At F4DC, we work toward a time when the wealth produced by laboring people from the earth’s resources is available to them as a means of enhancing their lives and communities, rather than accumulated to enhance the power and privilege of the few. To get there, we’ll need new infrastructure for finance, one that’s based in our values.

To advance this work we have partnered with regional and national organizations to put together some of the components of that infrastructure. In particular, we have developed the Southern Reparations Loan Fund regionally and linked it with the Seed Commons.SRLF grew from the work of the Southern Grassroots Economies Project and its board and staff are mostly African Americans from the South. In our conception and development we made an effort to learn from the work of both the Southern Cooperative Loan Fund and the Land Assistance Fund of the Federation of Southern Cooperatives, paying attention to their vision and mission on the one hand and the lessons from their actual histories on the other.  We wanted to embrace the task of providing loan assistance to cooperative businesses within the most marginalized communities and still retain a sustainable loan fund. In keeping with the scope of our network, we conceived of our work as covering the entire 14 state “South” region.

We soon met with other progressive leaders in the field of cooperative finance. The Working World had an impressive history of supporting the worker cooperatives that developed in the recovered factory movement of Argentina where the workers from closed and shuttered factories organized to reopen their places of employment as worker owners of worker cooperatives.

The Southern Reparations Loan Fund makes loans to community-based businesses anchored in the most marginalized Southern Communities. SRLF focuses its lending to startups and expansions of democratically-governed enterprises that meet the needs and elevate the quality of life in the communities of African Americans, immigrants, poor whites and others who have been systematically damaged by exploitation and oppression. Our aim is to nurture the development of businesses that maximize community benefit, rather than maximize profit.

The concept of reparations is at the heart of SRLF’s mission as it moves capital taken from an economy rooted in extraction, land theft, slavery and exploitation and uses this capital to build Southern enterprises that are owned and democratically controlled by the communities from which the wealth was stolen in the first place. The core values of SRLF are:

  • Radical inclusivity for communities that have historically been denied access to finance,
  • Non-extractive finance, which means investing based on the potential profit and benefit of projects rather than being based on the borrower’s credit rating or collateral. SRLF only expects payment derived from the benefit derived from the loan. Because of this SRLF works closely with businesses to insure the success of the enterprise.
  • Maximizing community benefit, which means that we are not just concerned with the business bottom line, but more concerned with how the business serves the community.
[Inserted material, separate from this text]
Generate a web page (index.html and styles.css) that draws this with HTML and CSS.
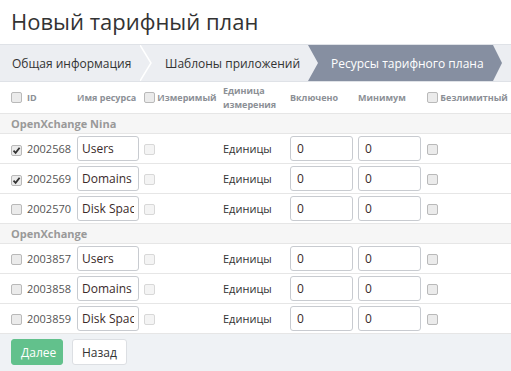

Although our initial effort was to service the entire south (an area of nearly a million square miles) with a single loan fund, we have found through our experience that the necessary technical assistance work requires more people on the ground in close contact with the communities where they are lending to and supporting cooperative businesses. Only by being local can we have the kind of contextual understanding, relationship building, and timely technical assistance that new and growing enterprises need. Because of this we are seeking to build a network of Southern place based loan funds that are each deeply rooted in their communities. There are potential partners who have expressed interest in the Mississippi Delta, Western North Carolina, Eastern Kentucky and West Virginia.

SRLF exists as a member of Seed Commons, where we work with other similar lending groups across the country who share capital, back office services and peer training. As SRLF grows into its own network of southern loan funds, each participating fund will be a part of Seed Commons as a part of being a member of SRLF.